When Steve Thompson's Roaring Trade premiered in 2009, it was nominally set a couple of years earlier, as it lifted the lid on some of the dodgy-but-legal trading practices that had caused the banking crash. In Alan Cohen's revival at the Park, today's Evening Standard is clearly displayed at one point, because this is a play about characters, and an industry, that doesn't learn lessons (unless it's the lesson that they can keep doing what they like because they'll get bailed out if it goes wrong.) Donny (Nick Moran) is the archetypal barrow-boy trader; he and his colleague Jess (Lesley Harcourt) spend their days buying and selling stock for millions of pounds at a time; their preferred technique includes bullying and manipulating their co-workers into making mistakes that will work out to their own benefit.

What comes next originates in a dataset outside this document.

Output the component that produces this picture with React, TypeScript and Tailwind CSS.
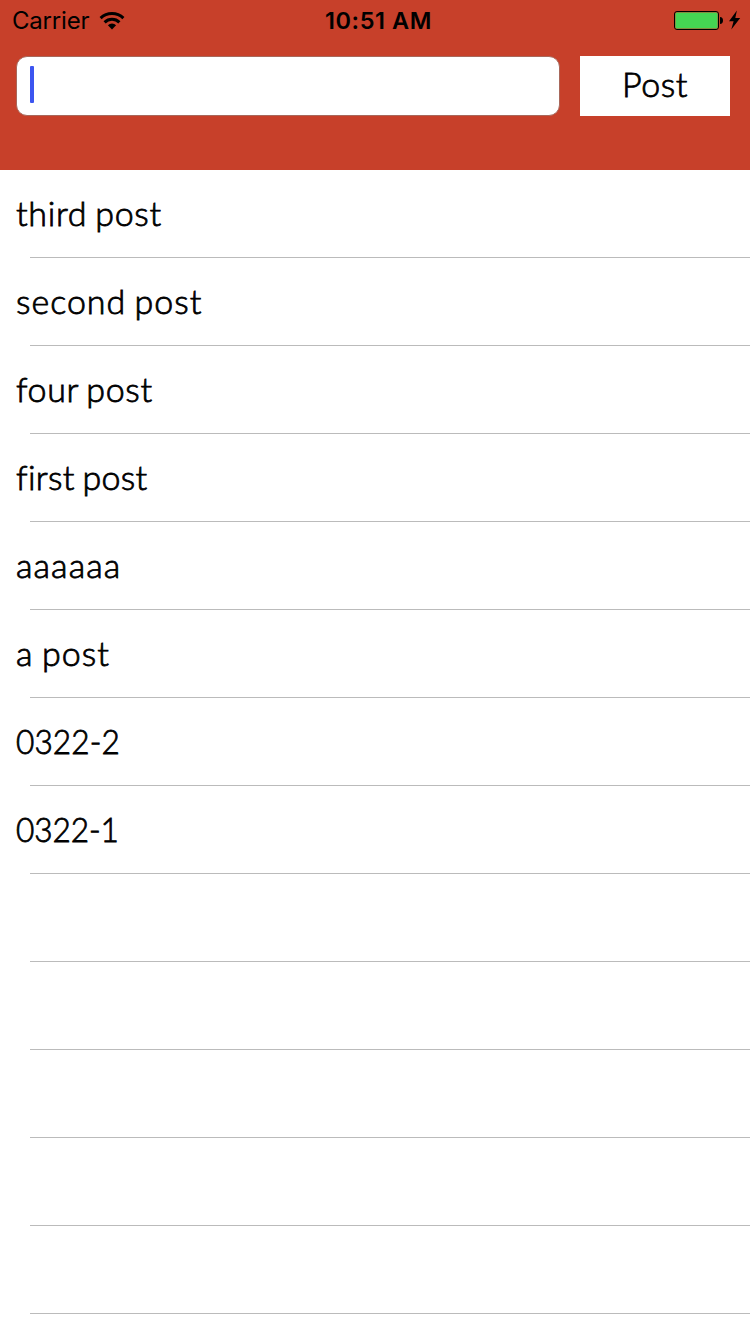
import React from "react";

type Post = { text: string; style: string };

const posts: Post[] = [
  { text: "third post", style: "tracking-[0.7px]" },
  { text: "second post", style: "tracking-[1px]" },
  { text: "four post", style: "tracking-[0.65px]" },
  { text: "first post", style: "tracking-[0.35px]" },
  { text: "aaaaaa", style: "tracking-[1.1px]" },
  { text: "a post", style: "tracking-[1.1px]" },
  { text: "0322-2", style: "inline-block origin-left scale-x-93 tracking-[0.1px]" },
  { text: "0322-1", style: "inline-block origin-left scale-x-93 tracking-[-0.1px]" },
  { text: "", style: "" },
  { text: "", style: "" },
  { text: "", style: "" },
  { text: "", style: "" },
  { text: "", style: "" },
];

function WifiIcon() {
  return (
    <svg width="26" height="20" viewBox="0 0 26 20" fill="none" stroke="#000" strokeWidth="3">
      <path d="M1.6 7.1 A16.4 16.4 0 0 1 24.4 7.1" />
      <path d="M5.6 11.4 A10.5 10.5 0 0 1 20.4 11.4" />
      <path d="M13 18.4 L8.9 14.3 A5.8 5.8 0 0 1 17.1 14.3 Z" fill="#000" stroke="none" />
    </svg>
  );
}

function BatteryIcon() {
  return (
    <svg width="68" height="22" viewBox="0 0 68 22">
      <rect x="1.5" y="1.5" width="44" height="18" rx="2.5" fill="#c7402a" stroke="#000" />
      <rect x="2.4" y="2.4" width="42.200" height="16.200" rx="1.5" fill="#45d553" />
      <path d="M47 7 Q50 7.4 50 10.5 Q50 13.6 47 14 Z" fill="#000" />
      <path d="M63.9 0.5 L56 11.2 H60.6 L58.3 19.6 L67.2 8.1 H62.3 Z" fill="#000" />
    </svg>
  );
}

function StatusBar() {
  return (
    <div className="grid h-10 grid-cols-3 items-center pt-0.5 font-[Inter,sans-serif] font-normal text-black">
      <div className="flex items-center pl-3">
        <span className="text-[24px] leading-[38px] tracking-[-0.2px]">Carrier</span>
        <span className="ml-[10px]"><WifiIcon /></span>
      </div>
      <div className="pl-[7px] text-center text-[23.5px] leading-[38px] font-semibold tracking-[0.6px]">10:51 AM</div>
      <div className="flex justify-end pr-[9px]"><BatteryIcon /></div>
    </div>
  );
}

export default function App() {
  return (
    <main className="h-[1334px] w-[750px] overflow-hidden bg-white font-[Lato,sans-serif] text-[34px] font-light text-black [font-variant-ligatures:none]">
      <header className="h-[170px] bg-[#c7402a]">
        <StatusBar />
        <div className="flex pt-4 pr-5 pl-4">
          <div className="flex h-[60px] w-[544px] items-center rounded-[11px] border border-[#a8685b] bg-white pl-[13px]">
            <span className="mb-[3px] h-[37px] w-1 rounded-[1px] bg-[#3c55f0]" />
          </div>
          <button className="ml-5 h-[60px] w-[150px] bg-white pb-1 leading-[56px] tracking-[0.6px] [-webkit-text-stroke:0.8px_#000]">Post</button>
        </div>
      </header>
      <ul className="[-webkit-text-stroke:0.8px_#000]">
        {posts.map((post, i) => (
          <li key={i} className="flex h-[88px] flex-col">
            <div className="h-[87px] pl-4 leading-[85px] [word-spacing:-2px]">
              <span className={post.style}>{post.text}</span>
            </div>
            <div className="ml-[30px] h-px bg-[#bbbbbb]" />
          </li>
        ))}
      </ul>
    </main>
  );
}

When newcomer Spoon (Timothy George) needs to be shown the ropes, Donny is all too happy to trip him up for his own gain, but Spoon quickly picks up the more questionable tricks of the trade, and is soon starting to look like a threat.
I was interested to see how well Roaring Trade held up because the original production had one hell of a cast (including Andrew Scott, Phoebe Waller-Bridge and Nicolas Tennant,) and I wondered if that much talent on stage was the real reason it had been so memorable. Although this cast isn't quite on the same level for the most part they do OK, yet six years on this may well still be the culture among traders, but there's not much that surprises about it any more, and that's a bigger problem.
There's other issues dogging the production, not least that of pacing. A twenty-minute interval has been shoehorned into a show that would have run at 90 minutes without it, which certainly doesn't help. Grant Hicks' set is dominated by Douglas O'Connell's ugly and monotonous projections (Ben said afterwards that he thought Chris Drohan's sound design gave a much better sense of time and place than they did) and with four desks centre stage, the sightlines from the sides are often bad.
Meanwhile Michael McKell, who is what would happen if you drew Marc Warren as a Disney villain, plays middle-aged trader PJ as something of a comedy drunk rather than a cautionary tale of how the younger characters' careers are likely to end up. Thompson's play is well-constructed but it needed some new fireworks if it was going to have the same impact it did six years ago; this too-leisurely production doesn't provide them.
Roaring Trade by Steve Thompson is booking until the 24th of October at Park Theatre 200.
Running time: 1 hour 50 minutes including interval.